Objective: Using the listing below, extract each line that has the word "components" in it.

Interface markup and scripts
========
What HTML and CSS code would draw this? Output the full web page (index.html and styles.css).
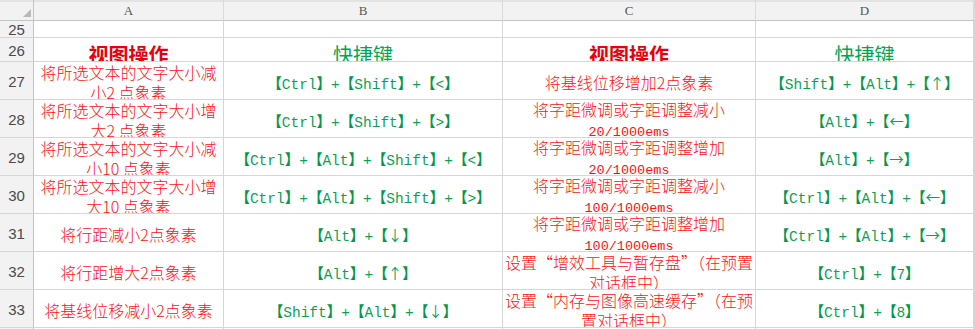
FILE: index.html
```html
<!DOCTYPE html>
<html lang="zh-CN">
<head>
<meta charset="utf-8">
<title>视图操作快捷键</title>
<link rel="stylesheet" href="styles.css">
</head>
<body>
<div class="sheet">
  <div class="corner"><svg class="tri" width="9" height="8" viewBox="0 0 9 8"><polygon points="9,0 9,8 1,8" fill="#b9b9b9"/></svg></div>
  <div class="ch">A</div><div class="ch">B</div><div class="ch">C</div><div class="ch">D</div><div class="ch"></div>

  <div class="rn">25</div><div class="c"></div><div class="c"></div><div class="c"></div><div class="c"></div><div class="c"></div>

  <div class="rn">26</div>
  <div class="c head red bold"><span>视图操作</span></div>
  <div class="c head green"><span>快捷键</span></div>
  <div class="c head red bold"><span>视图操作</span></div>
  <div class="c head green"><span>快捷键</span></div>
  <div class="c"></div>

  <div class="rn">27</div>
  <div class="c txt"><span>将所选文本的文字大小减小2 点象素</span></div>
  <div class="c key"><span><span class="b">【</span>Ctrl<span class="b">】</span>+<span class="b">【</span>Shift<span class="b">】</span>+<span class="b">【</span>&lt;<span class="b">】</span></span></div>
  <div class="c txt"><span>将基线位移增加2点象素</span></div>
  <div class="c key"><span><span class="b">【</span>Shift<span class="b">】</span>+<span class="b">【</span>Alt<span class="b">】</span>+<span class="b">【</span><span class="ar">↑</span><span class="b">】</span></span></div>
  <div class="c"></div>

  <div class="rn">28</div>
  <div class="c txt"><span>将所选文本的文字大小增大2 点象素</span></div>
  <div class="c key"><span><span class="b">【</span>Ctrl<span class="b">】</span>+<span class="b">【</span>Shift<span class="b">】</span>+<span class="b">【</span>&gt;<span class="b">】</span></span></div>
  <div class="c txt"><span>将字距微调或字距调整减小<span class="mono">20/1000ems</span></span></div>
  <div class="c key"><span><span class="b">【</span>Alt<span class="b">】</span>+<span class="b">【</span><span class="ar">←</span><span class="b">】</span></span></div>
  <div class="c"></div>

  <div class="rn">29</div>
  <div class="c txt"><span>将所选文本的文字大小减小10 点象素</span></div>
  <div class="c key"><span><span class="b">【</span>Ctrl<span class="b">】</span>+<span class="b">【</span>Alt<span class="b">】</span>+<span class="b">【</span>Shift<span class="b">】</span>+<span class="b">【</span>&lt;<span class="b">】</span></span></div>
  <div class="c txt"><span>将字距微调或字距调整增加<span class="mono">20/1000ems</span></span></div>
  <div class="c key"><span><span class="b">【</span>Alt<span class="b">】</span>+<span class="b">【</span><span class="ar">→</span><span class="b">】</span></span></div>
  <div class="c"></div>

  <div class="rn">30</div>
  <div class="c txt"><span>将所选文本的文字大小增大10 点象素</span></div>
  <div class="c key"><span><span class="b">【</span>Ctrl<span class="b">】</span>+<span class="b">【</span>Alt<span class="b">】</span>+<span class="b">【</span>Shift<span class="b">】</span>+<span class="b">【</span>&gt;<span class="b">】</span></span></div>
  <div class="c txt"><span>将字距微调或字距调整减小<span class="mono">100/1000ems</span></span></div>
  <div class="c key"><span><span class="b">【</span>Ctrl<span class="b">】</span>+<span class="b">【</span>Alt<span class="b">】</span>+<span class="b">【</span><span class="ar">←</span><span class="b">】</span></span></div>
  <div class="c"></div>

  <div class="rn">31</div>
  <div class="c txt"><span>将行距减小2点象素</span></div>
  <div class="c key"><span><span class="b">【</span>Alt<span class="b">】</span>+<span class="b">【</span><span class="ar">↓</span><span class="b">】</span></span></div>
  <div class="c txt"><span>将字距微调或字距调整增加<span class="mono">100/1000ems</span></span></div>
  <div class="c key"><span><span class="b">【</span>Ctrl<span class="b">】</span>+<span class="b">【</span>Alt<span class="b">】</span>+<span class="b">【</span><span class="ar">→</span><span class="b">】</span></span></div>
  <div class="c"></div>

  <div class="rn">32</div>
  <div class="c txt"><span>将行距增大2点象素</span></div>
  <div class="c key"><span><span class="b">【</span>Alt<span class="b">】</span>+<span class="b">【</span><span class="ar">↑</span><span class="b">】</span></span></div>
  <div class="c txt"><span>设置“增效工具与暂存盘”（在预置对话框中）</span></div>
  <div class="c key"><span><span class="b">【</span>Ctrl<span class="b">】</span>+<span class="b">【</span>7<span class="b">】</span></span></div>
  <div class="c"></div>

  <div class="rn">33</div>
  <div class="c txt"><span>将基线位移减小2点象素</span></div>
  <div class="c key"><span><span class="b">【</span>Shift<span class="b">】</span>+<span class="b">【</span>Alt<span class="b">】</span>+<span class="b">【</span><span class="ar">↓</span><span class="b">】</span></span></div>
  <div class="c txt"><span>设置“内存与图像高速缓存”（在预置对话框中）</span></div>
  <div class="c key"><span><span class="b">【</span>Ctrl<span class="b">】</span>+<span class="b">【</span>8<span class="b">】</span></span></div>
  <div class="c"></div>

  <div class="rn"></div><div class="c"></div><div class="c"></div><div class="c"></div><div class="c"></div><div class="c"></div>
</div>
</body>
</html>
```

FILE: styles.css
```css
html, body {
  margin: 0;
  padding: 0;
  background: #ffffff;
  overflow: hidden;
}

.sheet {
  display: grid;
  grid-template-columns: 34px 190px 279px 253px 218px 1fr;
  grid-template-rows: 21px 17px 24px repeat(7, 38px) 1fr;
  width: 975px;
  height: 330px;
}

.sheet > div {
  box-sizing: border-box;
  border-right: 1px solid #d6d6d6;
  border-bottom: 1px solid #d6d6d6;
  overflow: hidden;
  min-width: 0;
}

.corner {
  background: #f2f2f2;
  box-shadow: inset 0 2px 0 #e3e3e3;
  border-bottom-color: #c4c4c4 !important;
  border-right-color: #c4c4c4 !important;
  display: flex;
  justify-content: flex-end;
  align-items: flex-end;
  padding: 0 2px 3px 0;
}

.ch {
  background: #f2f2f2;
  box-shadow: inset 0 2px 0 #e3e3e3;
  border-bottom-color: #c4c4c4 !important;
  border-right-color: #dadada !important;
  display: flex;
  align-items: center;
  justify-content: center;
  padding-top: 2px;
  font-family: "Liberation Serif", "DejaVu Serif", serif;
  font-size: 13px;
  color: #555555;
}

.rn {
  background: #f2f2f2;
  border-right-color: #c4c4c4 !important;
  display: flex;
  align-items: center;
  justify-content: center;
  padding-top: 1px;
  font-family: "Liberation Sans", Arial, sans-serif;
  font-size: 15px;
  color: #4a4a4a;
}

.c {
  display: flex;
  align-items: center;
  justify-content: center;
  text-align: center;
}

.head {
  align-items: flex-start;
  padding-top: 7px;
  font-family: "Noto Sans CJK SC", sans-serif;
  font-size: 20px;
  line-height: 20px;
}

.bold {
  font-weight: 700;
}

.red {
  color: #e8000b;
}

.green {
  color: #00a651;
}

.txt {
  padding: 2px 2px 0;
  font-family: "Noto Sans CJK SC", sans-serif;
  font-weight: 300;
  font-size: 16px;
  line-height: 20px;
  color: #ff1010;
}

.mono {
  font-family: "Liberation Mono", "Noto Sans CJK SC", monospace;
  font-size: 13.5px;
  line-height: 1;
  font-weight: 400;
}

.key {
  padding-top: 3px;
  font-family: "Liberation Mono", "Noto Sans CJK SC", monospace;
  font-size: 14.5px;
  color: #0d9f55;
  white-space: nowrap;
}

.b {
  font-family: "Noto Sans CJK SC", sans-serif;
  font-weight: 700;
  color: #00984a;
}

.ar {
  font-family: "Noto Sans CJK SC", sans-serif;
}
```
========
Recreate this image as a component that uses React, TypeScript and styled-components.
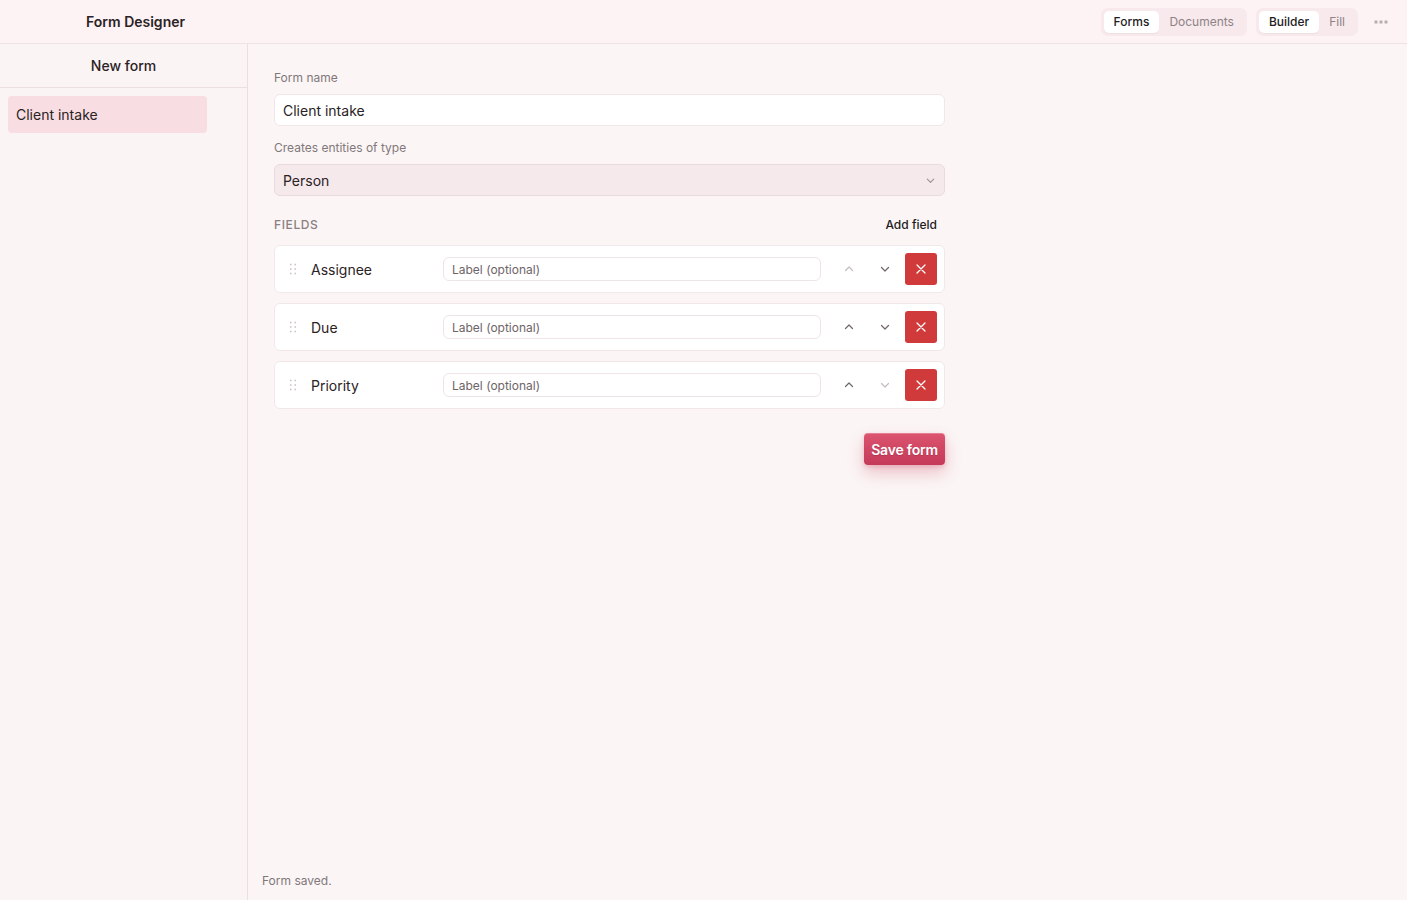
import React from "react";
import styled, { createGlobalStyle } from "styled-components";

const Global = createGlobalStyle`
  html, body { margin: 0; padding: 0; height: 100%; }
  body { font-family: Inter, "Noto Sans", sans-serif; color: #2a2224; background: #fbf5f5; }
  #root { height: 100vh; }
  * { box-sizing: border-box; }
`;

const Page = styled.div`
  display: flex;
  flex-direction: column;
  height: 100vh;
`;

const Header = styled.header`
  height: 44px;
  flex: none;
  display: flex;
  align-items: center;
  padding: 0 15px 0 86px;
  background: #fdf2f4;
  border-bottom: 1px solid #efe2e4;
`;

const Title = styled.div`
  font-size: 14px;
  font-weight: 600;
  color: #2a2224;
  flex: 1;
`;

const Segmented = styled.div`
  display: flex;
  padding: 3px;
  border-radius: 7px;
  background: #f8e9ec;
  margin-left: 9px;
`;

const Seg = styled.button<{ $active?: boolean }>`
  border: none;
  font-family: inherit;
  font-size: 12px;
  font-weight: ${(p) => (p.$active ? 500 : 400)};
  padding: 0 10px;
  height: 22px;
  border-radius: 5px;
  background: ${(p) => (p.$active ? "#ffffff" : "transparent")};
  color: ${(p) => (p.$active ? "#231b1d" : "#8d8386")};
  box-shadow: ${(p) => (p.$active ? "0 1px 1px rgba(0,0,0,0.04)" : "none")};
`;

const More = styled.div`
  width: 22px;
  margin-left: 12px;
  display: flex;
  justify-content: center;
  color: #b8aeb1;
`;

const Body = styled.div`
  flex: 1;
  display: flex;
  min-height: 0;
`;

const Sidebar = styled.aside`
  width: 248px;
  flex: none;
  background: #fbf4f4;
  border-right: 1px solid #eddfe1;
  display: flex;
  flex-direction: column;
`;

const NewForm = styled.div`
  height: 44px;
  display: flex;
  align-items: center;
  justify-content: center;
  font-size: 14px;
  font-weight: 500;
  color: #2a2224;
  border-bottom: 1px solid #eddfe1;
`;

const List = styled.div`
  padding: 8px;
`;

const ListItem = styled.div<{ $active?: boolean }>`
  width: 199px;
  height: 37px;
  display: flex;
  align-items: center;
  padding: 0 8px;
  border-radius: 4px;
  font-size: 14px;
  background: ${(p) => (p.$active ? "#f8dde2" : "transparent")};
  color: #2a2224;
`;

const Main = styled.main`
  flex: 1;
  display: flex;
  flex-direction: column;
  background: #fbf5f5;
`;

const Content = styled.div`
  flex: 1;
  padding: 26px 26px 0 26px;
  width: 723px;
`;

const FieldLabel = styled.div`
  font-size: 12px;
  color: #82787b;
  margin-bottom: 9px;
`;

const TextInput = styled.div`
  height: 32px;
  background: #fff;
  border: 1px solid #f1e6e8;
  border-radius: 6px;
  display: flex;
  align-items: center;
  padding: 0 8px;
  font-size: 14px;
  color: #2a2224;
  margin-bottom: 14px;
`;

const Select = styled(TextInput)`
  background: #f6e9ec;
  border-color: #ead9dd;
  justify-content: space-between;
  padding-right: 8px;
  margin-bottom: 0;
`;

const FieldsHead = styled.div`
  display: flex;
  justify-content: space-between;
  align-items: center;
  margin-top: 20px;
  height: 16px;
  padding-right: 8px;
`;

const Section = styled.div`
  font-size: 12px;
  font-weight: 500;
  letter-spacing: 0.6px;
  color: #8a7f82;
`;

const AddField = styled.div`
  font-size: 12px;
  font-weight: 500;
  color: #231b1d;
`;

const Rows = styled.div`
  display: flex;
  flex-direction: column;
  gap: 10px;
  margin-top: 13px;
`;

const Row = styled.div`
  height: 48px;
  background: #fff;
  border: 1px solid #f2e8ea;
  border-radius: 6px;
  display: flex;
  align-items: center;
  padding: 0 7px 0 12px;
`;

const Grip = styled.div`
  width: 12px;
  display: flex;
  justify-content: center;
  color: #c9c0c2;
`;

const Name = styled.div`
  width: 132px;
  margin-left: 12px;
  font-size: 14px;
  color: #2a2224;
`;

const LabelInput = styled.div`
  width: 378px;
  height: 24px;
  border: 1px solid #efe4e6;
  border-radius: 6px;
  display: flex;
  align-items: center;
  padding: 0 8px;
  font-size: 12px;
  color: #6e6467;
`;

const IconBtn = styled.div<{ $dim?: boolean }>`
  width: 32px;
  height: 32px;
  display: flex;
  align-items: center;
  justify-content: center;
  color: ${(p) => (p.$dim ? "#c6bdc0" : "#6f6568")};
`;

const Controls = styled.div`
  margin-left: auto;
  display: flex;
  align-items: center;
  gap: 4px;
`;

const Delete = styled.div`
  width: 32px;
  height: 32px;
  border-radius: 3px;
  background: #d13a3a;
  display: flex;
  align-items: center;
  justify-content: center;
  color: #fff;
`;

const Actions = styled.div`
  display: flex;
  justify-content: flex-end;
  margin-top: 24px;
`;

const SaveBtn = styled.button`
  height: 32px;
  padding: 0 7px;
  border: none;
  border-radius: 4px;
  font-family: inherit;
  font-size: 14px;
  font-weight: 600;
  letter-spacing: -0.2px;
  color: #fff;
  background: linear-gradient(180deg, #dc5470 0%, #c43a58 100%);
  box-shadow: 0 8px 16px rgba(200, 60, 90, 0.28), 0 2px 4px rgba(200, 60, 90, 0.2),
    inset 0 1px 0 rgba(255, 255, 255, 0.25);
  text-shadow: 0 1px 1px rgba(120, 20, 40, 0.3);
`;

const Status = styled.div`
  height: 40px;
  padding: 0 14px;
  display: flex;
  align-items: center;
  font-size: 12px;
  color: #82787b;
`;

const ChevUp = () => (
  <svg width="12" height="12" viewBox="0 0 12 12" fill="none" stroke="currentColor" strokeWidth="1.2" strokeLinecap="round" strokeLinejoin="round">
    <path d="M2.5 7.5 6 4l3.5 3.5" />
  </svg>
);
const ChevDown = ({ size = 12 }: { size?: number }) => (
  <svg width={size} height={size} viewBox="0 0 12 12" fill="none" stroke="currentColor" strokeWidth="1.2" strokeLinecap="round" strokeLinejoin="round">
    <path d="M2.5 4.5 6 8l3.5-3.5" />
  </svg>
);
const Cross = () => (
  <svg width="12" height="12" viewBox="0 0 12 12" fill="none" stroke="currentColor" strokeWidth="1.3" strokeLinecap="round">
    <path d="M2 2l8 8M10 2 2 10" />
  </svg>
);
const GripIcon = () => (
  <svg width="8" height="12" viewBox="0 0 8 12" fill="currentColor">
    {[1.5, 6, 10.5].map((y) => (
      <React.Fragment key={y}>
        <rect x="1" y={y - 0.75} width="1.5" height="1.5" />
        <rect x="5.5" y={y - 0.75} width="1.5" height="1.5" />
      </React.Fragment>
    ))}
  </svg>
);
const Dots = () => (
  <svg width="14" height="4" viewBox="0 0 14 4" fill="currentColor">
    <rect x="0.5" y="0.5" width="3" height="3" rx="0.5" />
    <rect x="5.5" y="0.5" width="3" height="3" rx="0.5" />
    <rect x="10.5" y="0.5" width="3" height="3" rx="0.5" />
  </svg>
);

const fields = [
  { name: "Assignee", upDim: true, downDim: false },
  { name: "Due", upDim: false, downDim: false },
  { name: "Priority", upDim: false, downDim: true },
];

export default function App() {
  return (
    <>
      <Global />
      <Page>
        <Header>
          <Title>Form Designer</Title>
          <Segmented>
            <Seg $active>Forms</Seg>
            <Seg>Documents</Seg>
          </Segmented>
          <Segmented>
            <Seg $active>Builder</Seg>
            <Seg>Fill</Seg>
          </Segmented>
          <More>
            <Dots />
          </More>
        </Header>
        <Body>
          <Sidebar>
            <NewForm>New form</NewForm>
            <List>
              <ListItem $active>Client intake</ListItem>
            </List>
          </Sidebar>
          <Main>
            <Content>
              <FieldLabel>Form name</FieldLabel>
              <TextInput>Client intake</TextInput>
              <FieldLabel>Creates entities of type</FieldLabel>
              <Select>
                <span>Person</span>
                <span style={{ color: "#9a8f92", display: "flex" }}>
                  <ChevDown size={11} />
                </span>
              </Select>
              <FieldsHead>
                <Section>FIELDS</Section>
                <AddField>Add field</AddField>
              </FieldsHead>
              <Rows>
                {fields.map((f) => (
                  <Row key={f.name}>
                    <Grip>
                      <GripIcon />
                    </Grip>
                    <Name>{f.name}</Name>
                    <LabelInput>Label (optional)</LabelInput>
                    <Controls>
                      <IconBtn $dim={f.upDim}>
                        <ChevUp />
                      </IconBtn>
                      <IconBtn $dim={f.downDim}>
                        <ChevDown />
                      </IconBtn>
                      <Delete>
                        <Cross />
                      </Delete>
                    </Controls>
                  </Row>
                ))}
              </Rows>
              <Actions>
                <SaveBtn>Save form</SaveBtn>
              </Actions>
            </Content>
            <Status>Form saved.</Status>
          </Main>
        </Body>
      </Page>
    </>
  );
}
========
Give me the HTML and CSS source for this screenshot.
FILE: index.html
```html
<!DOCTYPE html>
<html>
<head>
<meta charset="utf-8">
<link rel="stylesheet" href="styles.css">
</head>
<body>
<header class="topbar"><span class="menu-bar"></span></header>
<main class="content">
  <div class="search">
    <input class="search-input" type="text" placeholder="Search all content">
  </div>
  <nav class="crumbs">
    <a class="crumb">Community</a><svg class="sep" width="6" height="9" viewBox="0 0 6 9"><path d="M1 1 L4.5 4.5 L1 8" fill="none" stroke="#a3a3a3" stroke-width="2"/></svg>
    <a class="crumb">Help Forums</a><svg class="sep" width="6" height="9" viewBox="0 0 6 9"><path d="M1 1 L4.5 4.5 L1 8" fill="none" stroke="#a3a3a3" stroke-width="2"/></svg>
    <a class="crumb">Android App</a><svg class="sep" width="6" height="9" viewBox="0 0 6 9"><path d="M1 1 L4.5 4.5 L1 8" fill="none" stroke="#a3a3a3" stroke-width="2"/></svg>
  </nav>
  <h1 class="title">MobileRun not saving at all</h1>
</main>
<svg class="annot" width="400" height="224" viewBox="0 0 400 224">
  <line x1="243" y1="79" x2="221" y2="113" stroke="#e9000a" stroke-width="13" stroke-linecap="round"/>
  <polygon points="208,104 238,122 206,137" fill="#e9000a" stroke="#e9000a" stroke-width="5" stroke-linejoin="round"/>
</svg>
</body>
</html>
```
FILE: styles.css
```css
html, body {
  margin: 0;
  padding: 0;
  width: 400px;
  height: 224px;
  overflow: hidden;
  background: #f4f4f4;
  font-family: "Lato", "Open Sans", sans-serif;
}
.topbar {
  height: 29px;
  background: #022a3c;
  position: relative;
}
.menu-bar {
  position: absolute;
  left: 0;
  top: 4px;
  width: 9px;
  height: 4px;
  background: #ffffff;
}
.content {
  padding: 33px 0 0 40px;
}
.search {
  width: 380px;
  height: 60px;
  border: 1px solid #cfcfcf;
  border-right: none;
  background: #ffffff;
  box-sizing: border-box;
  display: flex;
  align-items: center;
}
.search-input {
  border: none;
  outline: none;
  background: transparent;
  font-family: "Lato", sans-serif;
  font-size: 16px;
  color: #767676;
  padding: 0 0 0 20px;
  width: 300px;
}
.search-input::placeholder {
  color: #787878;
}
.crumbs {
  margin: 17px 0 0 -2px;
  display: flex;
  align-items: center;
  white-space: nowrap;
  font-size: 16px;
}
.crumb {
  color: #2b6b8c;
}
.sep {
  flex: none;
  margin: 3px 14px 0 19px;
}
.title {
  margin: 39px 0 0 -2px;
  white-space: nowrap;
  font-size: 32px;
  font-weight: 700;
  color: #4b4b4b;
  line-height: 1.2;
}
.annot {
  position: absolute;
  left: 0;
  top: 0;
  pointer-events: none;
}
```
========
Solved problem:
Recreate this image as a component that uses React, TypeScript and styled-components.
import styled, { createGlobalStyle } from "styled-components";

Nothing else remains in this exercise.